I asked TL to allow me to go on half day VL today to meet my friends. He agreed. Pero ayun, hindi rin natuloy.
My cat is very sick. He can't even walk. Since I'm wearing facemask, I allowed myself to cry while waiting for the vet, confident that no one will notice. When the vet came to asked what happened, my voice cracked, but at least, there were no tears.
Agh, I'm tired. I'm just glad I have the money to at least provide for my cats' medical needs. I wish they will never get sick again ever, as this is really emotionally painful and exhausting.
I still came here at work.
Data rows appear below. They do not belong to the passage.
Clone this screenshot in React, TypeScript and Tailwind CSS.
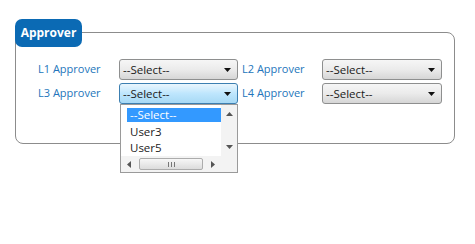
import React from 'react';

const FONT = "font-['Open_Sans','Liberation_Sans',sans-serif]";

interface FakeSelectProps {
  value: string;
  focused?: boolean;
  width: string;
  children?: React.ReactNode;
}

const Caret = () => (
  <svg width="7" height="4" viewBox="0 0 7 4" className="shrink-0">
    <path d="M0 0 H7 L3.5 4 Z" fill="#111" />
  </svg>
);

const FakeSelect: React.FC<FakeSelectProps> = ({ value, focused = false, width, children }) => (
  <div className={`relative ${width} h-[21px]`}>
    <div
      className={`flex h-full items-center justify-between rounded-[3px] border pl-[3px] pr-[6px] text-[11.5px] text-[#1a1a1a] ${
        focused
          ? 'border-[#3c7fb1] bg-gradient-to-b from-[#eaf6fd] via-[#bee6fd] to-[#a7d9f5]'
          : 'border-[#8e8f8f] bg-gradient-to-b from-[#f6f6f6] via-[#ebebeb] to-[#d6d6d6]'
      }`}
    >
      <span className="leading-none">{value}</span>
      <Caret />
    </div>
    {children}
  </div>
);

const ArrowTri = ({ dir }: { dir: 'up' | 'down' | 'left' | 'right' }) => {
  const d = {
    up: 'M0 4 L3.5 0 L7 4 Z',
    down: 'M0 0 H7 L3.5 4 Z',
    left: 'M4 0 V7 L0 3.5 Z',
    right: 'M0 0 V7 L4 3.5 Z',
  }[dir];
  const vertical = dir === 'up' || dir === 'down';
  return (
    <svg width={vertical ? 7 : 4} height={vertical ? 4 : 7} viewBox={vertical ? '0 0 7 4' : '0 0 4 7'}>
      <path d={d} fill="#555" />
    </svg>
  );
};

const DropList = () => (
  <div className="absolute left-[1px] top-full z-10 flex h-[69px] w-[118px] flex-col border border-[#9a9a9a] bg-white">
    <div className="flex min-h-0 flex-1">
      <div className="flex flex-1 flex-col pl-[6px] pt-[3px] text-[11.5px] text-[#222]">
        <div className="flex h-[14px] items-center bg-[#3399ff] pl-[3px] text-white">--Select--</div>
        <div className="mt-[2px] flex h-[16px] items-center pl-[3px]">User3</div>
        <div className="flex h-[16px] items-center pl-[3px]">User5</div>
      </div>
      <div className="flex w-[16px] flex-col items-center justify-between bg-[#f3f3f3] py-[7px]">
        <ArrowTri dir="up" />
        <ArrowTri dir="down" />
      </div>
    </div>
    <div className="flex h-[16px] items-center bg-[#f3f3f3]">
      <div className="flex w-[16px] justify-center">
        <ArrowTri dir="left" />
      </div>
      <div className="mx-[2px] flex h-[12px] flex-1 items-center justify-center rounded-[2px] border border-[#acacac] bg-gradient-to-b from-[#f7f7f7] to-[#dcdcdc]">
        <div className="flex gap-[2px]">
          <div className="h-[5px] w-px bg-[#777]" />
          <div className="h-[5px] w-px bg-[#777]" />
          <div className="h-[5px] w-px bg-[#777]" />
        </div>
      </div>
      <div className="flex w-[16px] justify-center">
        <ArrowTri dir="right" />
      </div>
      <div className="w-[16px]" />
    </div>
  </div>
);

const Label = ({ text, width }: { text: string; width: string }) => (
  <div className={`${width} text-[11px] text-[#2375bb]`}>{text}</div>
);

export default function App() {
  return (
    <div className={`h-[244px] w-[475px] bg-white pl-[15px] pt-[32px] ${FONT}`}>
      <div className="relative h-[112px] w-[440px] rounded-[8px] border border-[#8c8c8c] pl-[22px] pt-[26px]">
        <div className="absolute -left-px -top-[14px] flex h-[28px] w-[67px] items-center justify-center rounded-[7px] bg-[#0b6ab4] text-[12px] font-bold text-white">
          Approver
        </div>
        <div className="flex flex-col gap-[3px]">
          <div className="flex items-center">
            <Label text="L1 Approver" width="w-[81px]" />
            <FakeSelect value="--Select--" width="w-[119px]" />
            <div className="w-[4px]" />
            <Label text="L2 Approver" width="w-[80px]" />
            <FakeSelect value="--Select--" width="w-[120px]" />
          </div>
          <div className="flex items-center">
            <Label text="L3 Approver" width="w-[81px]" />
            <FakeSelect value="--Select--" width="w-[119px]" focused>
              <DropList />
            </FakeSelect>
            <div className="w-[4px]" />
            <Label text="L4 Approver" width="w-[80px]" />
            <FakeSelect value="--Select--" width="w-[120px]" />
          </div>
        </div>
      </div>
    </div>
  );
}
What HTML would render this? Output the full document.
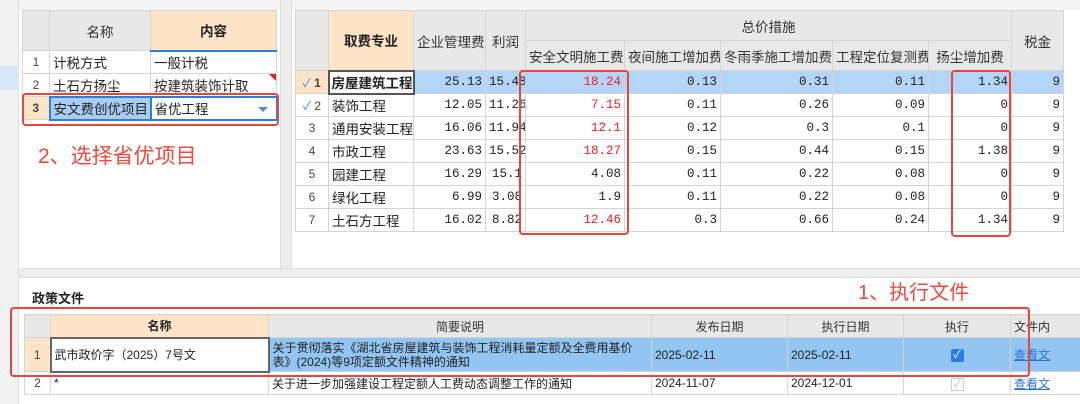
<!DOCTYPE html>
<html><head><meta charset="utf-8"><style>
*{margin:0;padding:0;box-sizing:border-box}
body{width:1080px;height:404px;overflow:hidden;background:#fff;font-family:"Liberation Sans","Noto Sans CJK SC",sans-serif;font-size:13.5px;color:#222;position:relative}
.a{position:absolute}
table{border-collapse:collapse;table-layout:fixed;position:absolute}
td{border:1px solid #d4d4d4;overflow:hidden;white-space:nowrap;padding:0 3px;height:23px}
.h{background:#e8e8e8;text-align:center;color:#333}
.p{background:#fde4c6;font-weight:bold;text-align:center}
.n{text-align:center;color:#444;font-size:12px}
.r{text-align:right;font-family:"Liberation Mono","Noto Sans CJK SC",monospace;font-size:12.5px}
.red{color:#f02020}
.sel td{background:#b4d5f7}
.box{position:absolute;border:2px solid #e8453c;border-radius:4px}
</style></head><body>
<div class="a" style="left:0;top:0;width:19px;height:404px;background:#f2f2f2;border-right:1px solid #ddd"></div>
<div class="a" style="left:0;top:66px;width:19px;height:24px;background:#d8e8fa"></div>
<div class="a" style="left:19px;top:0;width:1061px;height:10px;background:#f4f4f4"></div>
<div class="a" style="left:280px;top:0;width:12px;height:278px;background:#eeeeee;border-left:1px solid #ddd;border-right:1px solid #ddd"></div>
<div class="a" style="left:19px;top:268px;width:1061px;height:10px;background:#eeeeee;border-top:1px solid #ddd;border-bottom:1px solid #ddd"></div>

<table style="left:22px;top:10px;width:254px">
<col style="width:27px"><col style="width:101px"><col style="width:126px">
<tr style="height:40px"><td class="h">&nbsp;</td><td class="h">名称</td><td class="p" style="border-bottom:2px solid #2a7de1">内容</td></tr>
<tr><td class="n">1</td><td>计税方式</td><td>一般计税</td></tr>
<tr><td class="n">2</td><td>土石方扬尘</td><td style="position:relative">按建筑装饰计取<span class="a" style="right:0;top:0;width:0;height:0;border-left:7px solid transparent;border-top:7px solid #e02020"></span></td></tr>
<tr><td class="n" style="background:#fde4c6;font-weight:bold">3</td><td style="background:#a9cdf5;border:2px solid #2a7de1">安文费创优项目</td><td style="border:2px solid #2a7de1;position:relative">省优工程<span class="a" style="right:8px;top:9px;border-left:5px solid transparent;border-right:5px solid transparent;border-top:5px solid #5a8fc0"></span></td></tr>
</table>
<div class="box" style="left:22px;top:93px;width:257px;height:33px"></div>
<div class="a red" style="left:38px;top:140px;font-size:21px;color:#f0483c">2、选择省优项目</div>

<table style="left:295px;top:10px;width:768px">
<col style="width:33px"><col style="width:85px"><col style="width:72px"><col style="width:40px"><col style="width:99px"><col style="width:96px"><col style="width:112px"><col style="width:96px"><col style="width:83px"><col style="width:52px">
<tr style="height:30px"><td class="h" rowspan="2"></td><td class="p" rowspan="2">取费专业</td><td class="h" rowspan="2">企业管理费</td><td class="h" rowspan="2">利润</td><td class="h" colspan="5">总价措施</td><td class="h" rowspan="2">税金</td></tr>
<tr style="height:30px"><td class="h">安全文明施工费</td><td class="h">夜间施工增加费</td><td class="h">冬雨季施工增加费</td><td class="h">工程定位复测费</td><td class="h">扬尘增加费</td></tr>
<tr class="sel"><td class="n" style="background:#fde4c6"><span style="color:#3a8ee6">✓</span> <b>1</b></td><td style="background:#fff;border:2px solid #555;font-weight:bold;padding:0 2px">房屋建筑工程</td><td class="r">25.13</td><td class="r">15.48</td><td class="r red">18.24</td><td class="r">0.13</td><td class="r">0.31</td><td class="r">0.11</td><td class="r">1.34</td><td class="r">9</td></tr>
<tr><td class="n"><span style="color:#3a8ee6">✓</span> 2</td><td>装饰工程</td><td class="r">12.05</td><td class="r">11.26</td><td class="r red">7.15</td><td class="r">0.11</td><td class="r">0.26</td><td class="r">0.09</td><td class="r">0</td><td class="r">9</td></tr>
<tr><td class="n">3</td><td>通用安装工程</td><td class="r">16.06</td><td class="r">11.94</td><td class="r red">12.1</td><td class="r">0.12</td><td class="r">0.3</td><td class="r">0.1</td><td class="r">0</td><td class="r">9</td></tr>
<tr><td class="n">4</td><td>市政工程</td><td class="r">23.63</td><td class="r">15.52</td><td class="r red">18.27</td><td class="r">0.15</td><td class="r">0.44</td><td class="r">0.15</td><td class="r">1.38</td><td class="r">9</td></tr>
<tr><td class="n">5</td><td>园建工程</td><td class="r">16.29</td><td class="r">15.1</td><td class="r">4.08</td><td class="r">0.11</td><td class="r">0.22</td><td class="r">0.08</td><td class="r">0</td><td class="r">9</td></tr>
<tr><td class="n">6</td><td>绿化工程</td><td class="r">6.99</td><td class="r">3.08</td><td class="r">1.9</td><td class="r">0.11</td><td class="r">0.22</td><td class="r">0.08</td><td class="r">0</td><td class="r">9</td></tr>
<tr><td class="n">7</td><td>土石方工程</td><td class="r">16.02</td><td class="r">8.82</td><td class="r red">12.46</td><td class="r">0.3</td><td class="r">0.66</td><td class="r">0.24</td><td class="r">1.34</td><td class="r">9</td></tr>
</table>
<div class="box" style="left:519px;top:70px;width:110px;height:165px"></div>
<div class="box" style="left:951px;top:70px;width:60px;height:167px"></div>

<div class="a" style="left:32px;top:288px;font-size:13px;font-weight:bold">政策文件</div>
<div class="a" style="left:858px;top:276px;font-size:20px;color:#f0483c">1、执行文件</div>
<table style="left:24px;top:314px;width:1070px;font-size:12px">
<col style="width:26px"><col style="width:218px"><col style="width:383px"><col style="width:136px"><col style="width:116px"><col style="width:107px"><col style="width:84px">
<tr style="height:23px"><td class="h"></td><td class="p">名称</td><td class="h">简要说明</td><td class="h">发布日期</td><td class="h">执行日期</td><td class="h">执行</td><td class="h" style="text-align:left">文件内</td></tr>
<tr style="height:34px;background:#92c5f2"><td class="n" style="background:#fde4c6">1</td><td style="background:#fff;border:2px solid #666">武市政价字（2025）7号文</td><td style="white-space:normal;line-height:14px;font-size:12px">关于贯彻落实《湖北省房屋建筑与装饰工程消耗量定额及全费用基价表》(2024)等9项定额文件精神的通知</td><td>2025-02-11</td><td>2025-02-11</td><td style="text-align:center"><span style="display:inline-block;width:13px;height:13px;background:#2a7de1;color:#fff;font-size:11px;line-height:13px;border-radius:2px">✓</span></td><td style="color:#2a6fd8;text-decoration:underline">查看文</td></tr>
<tr style="height:22px"><td class="n">2</td><td>*</td><td>关于进一步加强建设工程定额人工费动态调整工作的通知</td><td>2024-11-07</td><td>2024-12-01</td><td style="text-align:center"><span style="display:inline-block;width:13px;height:13px;border:1px solid #ccc;color:#bbb;font-size:10px;line-height:11px">✓</span></td><td style="color:#2a6fd8;text-decoration:underline">查看文</td></tr>
</table>
<div class="box" style="left:10px;top:307px;width:1020px;height:70px"></div>
</body></html>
An escalation welcomed me. Masamang magbintang, pero alam kong galing to kay Robert. I'm too fed-up to think about retaliating, or to at least even defend myself. Mukhang di naman sya pinaniniwalaan ni TL, pero kahit ganun, naiirita pa rin ako. Napapagod akong makipag-away. Nakakapagod mag explain.
Sana gumaling na yung pusa ko. Sana masurvive nya to. Sana ma extend and contract ng account namin. Oh God, I'll be in so much trouble if I lose this job. I'm tired. I'm scared. Universe, please.
I like that vet. I found his presence reassuring. I stopped feeling like crying when I found that he's today's vet. I think I also like him romantically, but maybe I'm just lonely. LOL.
Jeez, I'm still feeling down despite this imagined love life.
I just got a text from my mom. My cat, Goldie, is gone..
The rain was bad. I feel like the Heavens was crying on my behalf.